Know your encodings!

This might be pretty obviously to you once you've encountered it. But once in a while I'm meeting somebody who's stuck with weird hassles because he's simply using another encoding than he's declaring.

As long as your just using relatively safe 7-bit ASCII characters everything might seem to work pretty fine but as soon as you dare to move outside that range and try to (e.g.) use a German umlaut or other "extended" 8-bit ASCII character somehow the hell's going to rise and heaven's falling ... if you're environments character encodings don't match for some reason.

For example:

With Globalize for Ruby on Rails and other t10n/i18n tools you're hardcoding strings in your templates that - when run - are handed to the database (in case of Globalize) or some other persistence mechanism. E.g. a typical, Globalized template might contain: "I wonder how I'm going to be encoded".t. Other tools such GLoc might use: _("I wonder how I'm going to be encoded") instead.

Either way the string is used as hardcoded data and being worked on/with by the software. In case of Globalize it's going to be inserted into the database as a key for subsequent lookups.

Now when your sourcecode editor for some reason encodes your template as Latin-1 while your database is expecting you to provide UTF-8 you're in trouble.

Recently somebody asked me about an error he got from MySQL 5.0 when following the instructions in my Globalize tutorial. His database told him: "Mysql::Error: #22001 Data too long or column 'tr_key' at row 1: INSERT INTO globalize_translations (`item_id`, `pl...".

It turned out that he'd been bitten by exactly this problem: he's had encoded his files in Latin-1 while his database table was configured to use UTF-8. So these encodings clashed quite understandably: Rails handed a Latin-1 encoded string to a database that expected UTF-8.

The backstory was: while normally being used to VI on a Linux box he's now been working with RadRails for Eclipse on Windows XP. Windows XP file dialogs seem to offer "ANSI" as the default encoding of newly created files.

The MySQL error message was pretty misleading (there's nothing been "too long or column" whatever that was ment to tell in the first place) and this has been recognized and fixed in the meantime.

The lesson from this seems to be: Your files are encoded somehow. So, know about their encoding!

Your files are encoded!

That's what all this character encoding and charset stuff is all about. :)

You might want to start reading some things up. But for starters this has to do with the fact that every character needs to be saved as bits and bytes. Basically charsets are conventions that determine how characters are encoded.

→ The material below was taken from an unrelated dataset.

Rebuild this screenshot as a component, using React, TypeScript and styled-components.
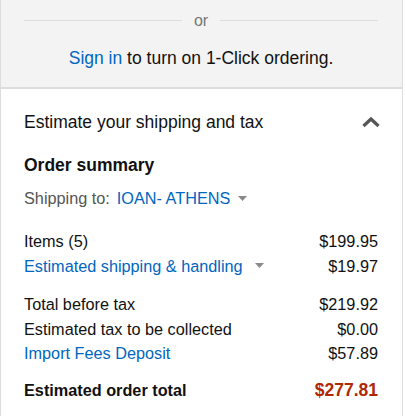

An application that consumes some chunk of data, e.g. a file, will need to know about the character encoding that's been used to saved the data. Likewise, a browser that receives an HTML page from a webserver needs to know (or guess) the character encoding. It needs to decode the bits and bytes this way or another.

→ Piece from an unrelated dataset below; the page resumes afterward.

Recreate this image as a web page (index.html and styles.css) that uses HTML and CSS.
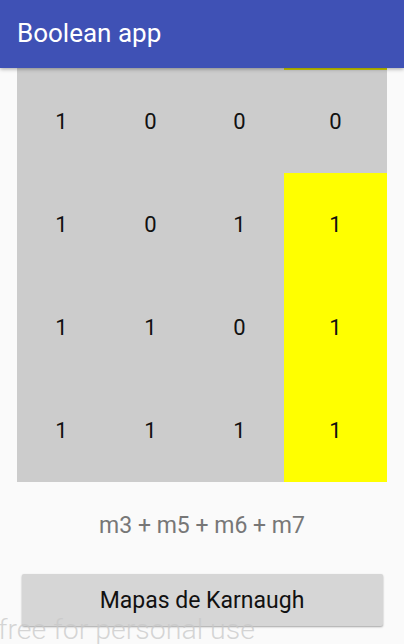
FILE: index.html
```html
<!DOCTYPE html>
<html>
<head>
<meta charset="utf-8">
<link rel="stylesheet" href="styles.css">
</head>
<body>
<header class="appbar"><span class="title">Boolean app</span></header>
<main class="content">
  <div class="kmap">
    <div class="cell strip"></div><div class="cell strip"></div><div class="cell strip"></div><div class="cell strip on"></div>
    <div class="cell">1</div><div class="cell">0</div><div class="cell">0</div><div class="cell">0</div>
    <div class="cell">1</div><div class="cell">0</div><div class="cell">1</div><div class="cell on">1</div>
    <div class="cell">1</div><div class="cell">1</div><div class="cell">0</div><div class="cell on">1</div>
    <div class="cell">1</div><div class="cell">1</div><div class="cell">1</div><div class="cell on">1</div>
  </div>
  <p class="expr">m3 + m5 + m6 + m7</p>
  <button class="btn">Mapas de Karnaugh</button>
</main>
<div class="watermark">free for personal use</div>
</body>
</html>
```
FILE: styles.css
```css
html, body {
  margin: 0;
  padding: 0;
  background: #fafafa;
  font-family: Roboto, "Noto Sans", sans-serif;
  width: 404px;
  height: 644px;
  overflow: hidden;
  position: relative;
}
.appbar {
  height: 68px;
  background: #3f51b5;
  display: flex;
  align-items: center;
  padding-left: 17px;
  box-shadow: 0 1px 4px rgba(0,0,0,0.35);
  position: relative;
  z-index: 2;
}
.title {
  color: #fff;
  font-size: 26px;
  margin-top: -2px;
}
.content {
  display: flex;
  flex-direction: column;
  align-items: center;
}
.kmap {
  width: 370px;
  display: grid;
  grid-template-columns: 89px 89px 89px 103px;
  grid-template-rows: 2px 103px 103px 103px 103px;
  background: #cccccc;
}
.cell {
  display: flex;
  align-items: center;
  justify-content: center;
  font-size: 22px;
  color: #111;
}
.cell.on {
  background: #ffff00;
}
.strip.on {
  background: #cccc00;
}
.expr {
  margin: 26px 0 0;
  height: 36px;
  line-height: 36px;
  font-size: 23px;
  color: #777;
}
.btn {
  margin-top: 30px;
  width: 361px;
  height: 52px;
  background: #d6d6d6;
  border: none;
  border-radius: 2px;
  box-shadow: 0 1px 2px rgba(0,0,0,0.35);
  font-family: Roboto, "Noto Sans", sans-serif;
  font-size: 23px;
  color: #111;
  padding: 0;
}
.watermark {
  position: absolute;
  left: -2px;
  top: 613px;
  font-family: Roboto, sans-serif;
  font-weight: 300;
  font-size: 28.5px;
  color: rgba(200,200,200,0.75);
  white-space: nowrap;
}
```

For example: The commonly used standard character encoding ISO 8859-1 or less formally Latin-1 will cause a character like the German umlaut Ä to be safed (encoded) as the hexadecimal byte or number A4 (which equals decimal 164).

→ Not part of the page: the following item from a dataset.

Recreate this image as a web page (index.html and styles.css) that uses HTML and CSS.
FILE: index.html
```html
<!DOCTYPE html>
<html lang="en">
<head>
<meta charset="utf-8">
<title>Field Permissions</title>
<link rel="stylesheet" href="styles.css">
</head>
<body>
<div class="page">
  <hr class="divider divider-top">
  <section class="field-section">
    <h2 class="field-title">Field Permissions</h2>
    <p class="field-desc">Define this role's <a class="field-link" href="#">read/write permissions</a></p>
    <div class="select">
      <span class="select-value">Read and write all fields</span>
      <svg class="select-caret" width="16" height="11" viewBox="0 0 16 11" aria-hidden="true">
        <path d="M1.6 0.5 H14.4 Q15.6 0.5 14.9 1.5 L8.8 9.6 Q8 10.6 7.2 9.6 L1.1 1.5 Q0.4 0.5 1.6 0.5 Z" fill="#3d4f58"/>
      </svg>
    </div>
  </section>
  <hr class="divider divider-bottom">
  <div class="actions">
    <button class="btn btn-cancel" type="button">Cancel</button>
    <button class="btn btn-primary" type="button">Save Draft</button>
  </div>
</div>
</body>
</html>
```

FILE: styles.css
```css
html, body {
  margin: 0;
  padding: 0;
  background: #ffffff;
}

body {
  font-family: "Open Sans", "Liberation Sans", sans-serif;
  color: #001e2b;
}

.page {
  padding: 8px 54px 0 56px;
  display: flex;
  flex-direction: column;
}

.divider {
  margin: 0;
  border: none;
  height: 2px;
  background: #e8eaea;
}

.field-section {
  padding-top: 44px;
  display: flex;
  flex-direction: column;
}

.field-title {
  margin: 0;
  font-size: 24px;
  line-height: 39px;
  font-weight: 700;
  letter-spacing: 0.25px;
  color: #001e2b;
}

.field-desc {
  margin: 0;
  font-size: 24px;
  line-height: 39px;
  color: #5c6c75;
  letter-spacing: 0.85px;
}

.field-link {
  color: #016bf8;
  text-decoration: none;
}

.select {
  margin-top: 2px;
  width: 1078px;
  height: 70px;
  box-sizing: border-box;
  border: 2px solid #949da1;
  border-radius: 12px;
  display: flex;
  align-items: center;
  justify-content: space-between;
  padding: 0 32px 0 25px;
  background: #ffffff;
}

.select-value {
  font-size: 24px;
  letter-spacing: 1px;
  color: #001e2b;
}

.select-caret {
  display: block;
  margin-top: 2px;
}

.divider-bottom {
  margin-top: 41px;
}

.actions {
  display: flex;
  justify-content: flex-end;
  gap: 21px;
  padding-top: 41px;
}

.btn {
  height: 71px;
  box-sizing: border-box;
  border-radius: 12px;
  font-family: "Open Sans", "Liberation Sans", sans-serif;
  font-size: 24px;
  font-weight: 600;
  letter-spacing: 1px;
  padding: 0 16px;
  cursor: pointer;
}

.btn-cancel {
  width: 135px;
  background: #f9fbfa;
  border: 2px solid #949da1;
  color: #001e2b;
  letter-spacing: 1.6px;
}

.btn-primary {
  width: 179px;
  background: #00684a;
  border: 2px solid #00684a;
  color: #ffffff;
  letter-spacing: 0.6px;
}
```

But the same character will be encoded to an entirely different byte or number, that's to say hexadecimal 80 or decimal 128 when you tell your application to save (encode) this character using the Mac OS Roman character encoding. And the byte A4 does represent a completely unrelated character instead, namely the dagger glyph.

Now, when you try to open any such file with another application on another computer and probably even another operating system (browsing the web you're doing this all the time) ... how would that software know what that number A4 that's contained in the file is meant to be? Is it the German umlaut or is it that cross-shaped dagger glyph?